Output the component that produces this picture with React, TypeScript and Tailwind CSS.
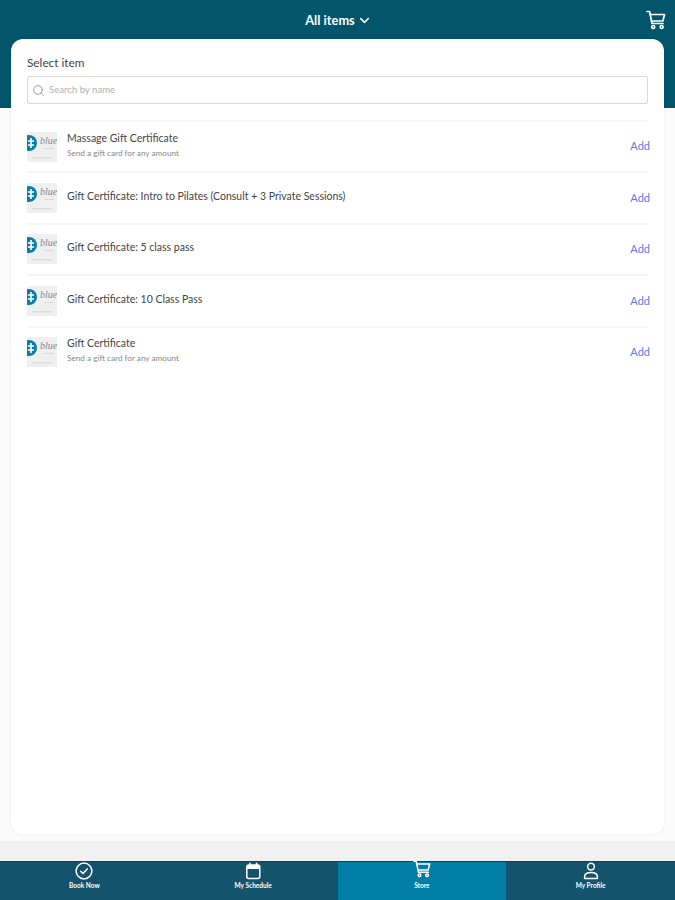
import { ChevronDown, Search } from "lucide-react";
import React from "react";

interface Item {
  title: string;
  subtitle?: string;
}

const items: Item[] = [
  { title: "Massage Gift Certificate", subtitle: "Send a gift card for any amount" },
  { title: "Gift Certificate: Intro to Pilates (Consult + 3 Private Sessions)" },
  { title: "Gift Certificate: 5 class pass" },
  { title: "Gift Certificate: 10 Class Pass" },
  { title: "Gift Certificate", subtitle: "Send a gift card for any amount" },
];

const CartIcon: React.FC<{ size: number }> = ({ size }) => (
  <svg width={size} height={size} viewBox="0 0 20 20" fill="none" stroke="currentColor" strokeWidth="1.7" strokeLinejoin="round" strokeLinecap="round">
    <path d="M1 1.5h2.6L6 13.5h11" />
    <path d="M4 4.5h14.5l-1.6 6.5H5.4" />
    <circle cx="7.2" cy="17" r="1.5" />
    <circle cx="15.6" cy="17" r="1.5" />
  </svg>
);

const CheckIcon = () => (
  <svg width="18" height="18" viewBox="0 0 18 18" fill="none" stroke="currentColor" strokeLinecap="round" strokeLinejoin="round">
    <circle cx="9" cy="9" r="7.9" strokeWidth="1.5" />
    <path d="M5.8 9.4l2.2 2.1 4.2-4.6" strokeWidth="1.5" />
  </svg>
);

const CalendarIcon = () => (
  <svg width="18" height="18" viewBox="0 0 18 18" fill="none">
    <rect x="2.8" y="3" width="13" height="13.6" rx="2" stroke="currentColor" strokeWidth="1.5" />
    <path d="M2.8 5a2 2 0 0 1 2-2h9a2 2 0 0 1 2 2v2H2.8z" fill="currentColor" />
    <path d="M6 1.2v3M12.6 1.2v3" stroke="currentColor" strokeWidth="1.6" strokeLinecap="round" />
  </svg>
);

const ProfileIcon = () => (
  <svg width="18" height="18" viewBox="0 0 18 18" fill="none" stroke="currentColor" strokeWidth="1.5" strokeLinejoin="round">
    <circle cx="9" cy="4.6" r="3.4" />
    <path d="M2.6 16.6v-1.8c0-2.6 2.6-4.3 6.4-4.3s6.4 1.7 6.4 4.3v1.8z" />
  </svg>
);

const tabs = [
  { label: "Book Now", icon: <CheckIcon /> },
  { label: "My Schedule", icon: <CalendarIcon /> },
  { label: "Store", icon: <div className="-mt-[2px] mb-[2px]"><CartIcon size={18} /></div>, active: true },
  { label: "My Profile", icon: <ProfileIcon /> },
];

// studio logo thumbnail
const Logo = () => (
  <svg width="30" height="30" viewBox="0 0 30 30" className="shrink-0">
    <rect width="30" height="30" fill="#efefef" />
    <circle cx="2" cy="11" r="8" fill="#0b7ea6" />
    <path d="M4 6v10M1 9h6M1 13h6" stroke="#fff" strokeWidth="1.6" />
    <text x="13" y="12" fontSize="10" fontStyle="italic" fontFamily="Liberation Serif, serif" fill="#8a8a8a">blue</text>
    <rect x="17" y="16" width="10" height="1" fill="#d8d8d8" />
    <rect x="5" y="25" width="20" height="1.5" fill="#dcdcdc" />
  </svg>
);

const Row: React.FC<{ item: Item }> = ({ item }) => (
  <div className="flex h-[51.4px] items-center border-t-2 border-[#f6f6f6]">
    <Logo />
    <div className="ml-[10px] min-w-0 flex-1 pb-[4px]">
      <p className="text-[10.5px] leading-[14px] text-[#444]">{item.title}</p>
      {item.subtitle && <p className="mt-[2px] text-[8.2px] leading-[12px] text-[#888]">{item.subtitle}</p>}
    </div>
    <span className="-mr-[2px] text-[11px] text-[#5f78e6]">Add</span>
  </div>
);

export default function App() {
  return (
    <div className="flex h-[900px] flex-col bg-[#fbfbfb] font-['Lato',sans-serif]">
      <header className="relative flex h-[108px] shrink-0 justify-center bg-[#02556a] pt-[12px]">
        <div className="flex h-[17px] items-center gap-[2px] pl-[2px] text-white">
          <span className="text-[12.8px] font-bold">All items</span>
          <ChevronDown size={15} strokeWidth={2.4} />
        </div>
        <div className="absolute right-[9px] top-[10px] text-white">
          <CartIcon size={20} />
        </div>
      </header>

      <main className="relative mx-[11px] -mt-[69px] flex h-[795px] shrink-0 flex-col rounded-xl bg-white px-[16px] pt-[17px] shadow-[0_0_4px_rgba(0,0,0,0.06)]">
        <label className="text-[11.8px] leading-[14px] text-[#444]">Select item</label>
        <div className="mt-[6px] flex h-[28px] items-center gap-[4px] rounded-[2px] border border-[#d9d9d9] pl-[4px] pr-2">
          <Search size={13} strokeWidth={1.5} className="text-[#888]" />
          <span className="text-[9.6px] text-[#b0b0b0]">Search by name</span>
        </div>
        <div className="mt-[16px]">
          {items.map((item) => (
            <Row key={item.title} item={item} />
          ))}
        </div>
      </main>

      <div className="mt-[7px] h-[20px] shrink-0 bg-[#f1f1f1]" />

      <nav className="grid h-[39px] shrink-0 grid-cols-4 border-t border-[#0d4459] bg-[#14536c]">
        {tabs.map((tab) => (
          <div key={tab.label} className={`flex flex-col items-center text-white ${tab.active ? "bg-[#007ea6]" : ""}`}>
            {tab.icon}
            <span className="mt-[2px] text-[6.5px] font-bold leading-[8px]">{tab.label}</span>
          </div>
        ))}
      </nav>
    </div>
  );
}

◆ **WORK REQUIRED**: Drop the images and repeat the data exactly.

◆ **FULL RESPONSE**:
Output the component that produces this picture with React, TypeScript and Tailwind CSS.
import { ChevronDown, Search } from "lucide-react";
import React from "react";

interface Item {
  title: string;
  subtitle?: string;
}

const items: Item[] = [
  { title: "Massage Gift Certificate", subtitle: "Send a gift card for any amount" },
  { title: "Gift Certificate: Intro to Pilates (Consult + 3 Private Sessions)" },
  { title: "Gift Certificate: 5 class pass" },
  { title: "Gift Certificate: 10 Class Pass" },
  { title: "Gift Certificate", subtitle: "Send a gift card for any amount" },
];

const CartIcon: React.FC<{ size: number }> = ({ size }) => (
  <svg width={size} height={size} viewBox="0 0 20 20" fill="none" stroke="currentColor" strokeWidth="1.7" strokeLinejoin="round" strokeLinecap="round">
    <path d="M1 1.5h2.6L6 13.5h11" />
    <path d="M4 4.5h14.5l-1.6 6.5H5.4" />
    <circle cx="7.2" cy="17" r="1.5" />
    <circle cx="15.6" cy="17" r="1.5" />
  </svg>
);

const CheckIcon = () => (
  <svg width="18" height="18" viewBox="0 0 18 18" fill="none" stroke="currentColor" strokeLinecap="round" strokeLinejoin="round">
    <circle cx="9" cy="9" r="7.9" strokeWidth="1.5" />
    <path d="M5.8 9.4l2.2 2.1 4.2-4.6" strokeWidth="1.5" />
  </svg>
);

const CalendarIcon = () => (
  <svg width="18" height="18" viewBox="0 0 18 18" fill="none">
    <rect x="2.8" y="3" width="13" height="13.6" rx="2" stroke="currentColor" strokeWidth="1.5" />
    <path d="M2.8 5a2 2 0 0 1 2-2h9a2 2 0 0 1 2 2v2H2.8z" fill="currentColor" />
    <path d="M6 1.2v3M12.6 1.2v3" stroke="currentColor" strokeWidth="1.6" strokeLinecap="round" />
  </svg>
);

const ProfileIcon = () => (
  <svg width="18" height="18" viewBox="0 0 18 18" fill="none" stroke="currentColor" strokeWidth="1.5" strokeLinejoin="round">
    <circle cx="9" cy="4.6" r="3.4" />
    <path d="M2.6 16.6v-1.8c0-2.6 2.6-4.3 6.4-4.3s6.4 1.7 6.4 4.3v1.8z" />
  </svg>
);

const tabs = [
  { label: "Book Now", icon: <CheckIcon /> },
  { label: "My Schedule", icon: <CalendarIcon /> },
  { label: "Store", icon: <div className="-mt-[2px] mb-[2px]"><CartIcon size={18} /></div>, active: true },
  { label: "My Profile", icon: <ProfileIcon /> },
];

// studio logo thumbnail
const Logo = () => (
  <svg width="30" height="30" viewBox="0 0 30 30" className="shrink-0">
    <rect width="30" height="30" fill="#efefef" />
    <circle cx="2" cy="11" r="8" fill="#0b7ea6" />
    <path d="M4 6v10M1 9h6M1 13h6" stroke="#fff" strokeWidth="1.6" />
    <text x="13" y="12" fontSize="10" fontStyle="italic" fontFamily="Liberation Serif, serif" fill="#8a8a8a">blue</text>
    <rect x="17" y="16" width="10" height="1" fill="#d8d8d8" />
    <rect x="5" y="25" width="20" height="1.5" fill="#dcdcdc" />
  </svg>
);

const Row: React.FC<{ item: Item }> = ({ item }) => (
  <div className="flex h-[51.4px] items-center border-t-2 border-[#f6f6f6]">
    <Logo />
    <div className="ml-[10px] min-w-0 flex-1 pb-[4px]">
      <p className="text-[10.5px] leading-[14px] text-[#444]">{item.title}</p>
      {item.subtitle && <p className="mt-[2px] text-[8.2px] leading-[12px] text-[#888]">{item.subtitle}</p>}
    </div>
    <span className="-mr-[2px] text-[11px] text-[#5f78e6]">Add</span>
  </div>
);

export default function App() {
  return (
    <div className="flex h-[900px] flex-col bg-[#fbfbfb] font-['Lato',sans-serif]">
      <header className="relative flex h-[108px] shrink-0 justify-center bg-[#02556a] pt-[12px]">
        <div className="flex h-[17px] items-center gap-[2px] pl-[2px] text-white">
          <span className="text-[12.8px] font-bold">All items</span>
          <ChevronDown size={15} strokeWidth={2.4} />
        </div>
        <div className="absolute right-[9px] top-[10px] text-white">
          <CartIcon size={20} />
        </div>
      </header>

      <main className="relative mx-[11px] -mt-[69px] flex h-[795px] shrink-0 flex-col rounded-xl bg-white px-[16px] pt-[17px] shadow-[0_0_4px_rgba(0,0,0,0.06)]">
        <label className="text-[11.8px] leading-[14px] text-[#444]">Select item</label>
        <div className="mt-[6px] flex h-[28px] items-center gap-[4px] rounded-[2px] border border-[#d9d9d9] pl-[4px] pr-2">
          <Search size={13} strokeWidth={1.5} className="text-[#888]" />
          <span className="text-[9.6px] text-[#b0b0b0]">Search by name</span>
        </div>
        <div className="mt-[16px]">
          {items.map((item) => (
            <Row key={item.title} item={item} />
          ))}
        </div>
      </main>

      <div className="mt-[7px] h-[20px] shrink-0 bg-[#f1f1f1]" />

      <nav className="grid h-[39px] shrink-0 grid-cols-4 border-t border-[#0d4459] bg-[#14536c]">
        {tabs.map((tab) => (
          <div key={tab.label} className={`flex flex-col items-center text-white ${tab.active ? "bg-[#007ea6]" : ""}`}>
            {tab.icon}
            <span className="mt-[2px] text-[6.5px] font-bold leading-[8px]">{tab.label}</span>
          </div>
        ))}
      </nav>
    </div>
  );
}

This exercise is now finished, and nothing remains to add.